I therefore most respectfully, and, in my situation, must say humbly, pray that the proceeds of said schooner Mary and cargo may be restored to me, or such other measure of justice meted out to me as you in your wisdom may deem suitable and proper, under the circumstances of the case.

NOAH MILLER.

STATE OF MAINE, Waldo, ss:

Then personally appeared the above-named Noah Miller, and rade oath that the facts detailed in the foregoing petition, by him signed, relating to the capture by him, as a private individual, and the subsequent disposition, of the British schooner Mary and her cargo, in the late war, are true. Before me,

NOVEMBER 20, 1837.

JOSEPH MILLER,

Justice of the Peace.

The occurrences related in the foregoing memorial must necessarily have been of general notoriety. Material errors in a statement of them could hardly have escaped detection, and are not therefore to be presumed.

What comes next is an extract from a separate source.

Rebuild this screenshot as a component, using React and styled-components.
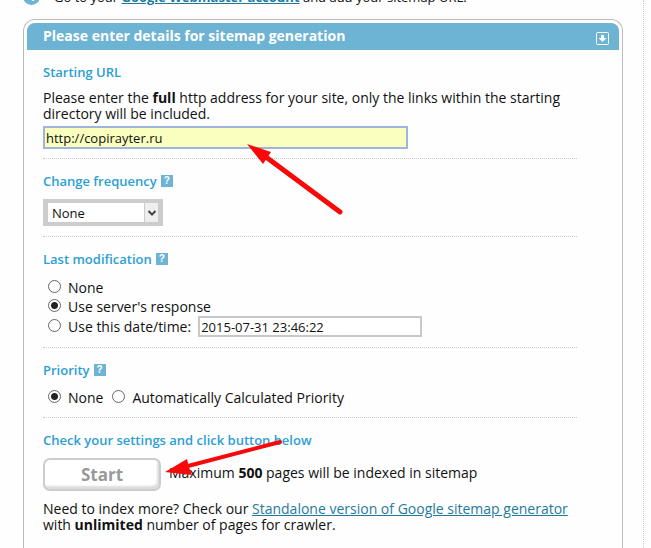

The principal and most material facts stated, seem sufficiently established by circumstances, and by extrinsic proofs. Thus sustained in prominent points, the inference is natural and fair, that the whole relation is true. It will be perceived, too, that the statement is verified by the oath of the memorialist. This cannot fail to strengthen the presumption of its correctness. Noah Miller possessed, in a high degree, the respect and confidence of the community with which he was conversant. It is not lightly to be presumed that such a man, especially when under the solemn influences of an oath, even though he should indulge the belief that such perversion might strengthen the application he has submitted, would intentionally pervert the truth. A man so eminently distinguished by intrepid bravery, and by elevated love of country, is seldom found to unite in his character the opposite and degrading quality of sordid and mercenary selfishness. And it would accord still less with all reasonable probabilities, to suppose so of one who, when pressed by danger, not merely of loss of property, but of life even, could yet find, in the impulses of his own integrity and fidelity to his country, motives strong enough to impel him to reject the proffer made to him by the supercargo of the vessel he had so gallantly captured, of ten thousand pounds, (£10,000,) if he would suffer his prize to proceed to her destined port, there to strengthen the hands of the public enemy. Influenced by such considerations, and after a careful review of the proofs exhibited, your committee are constrained to believe that the facts alluded to are fairly and truly set out by the memorialist.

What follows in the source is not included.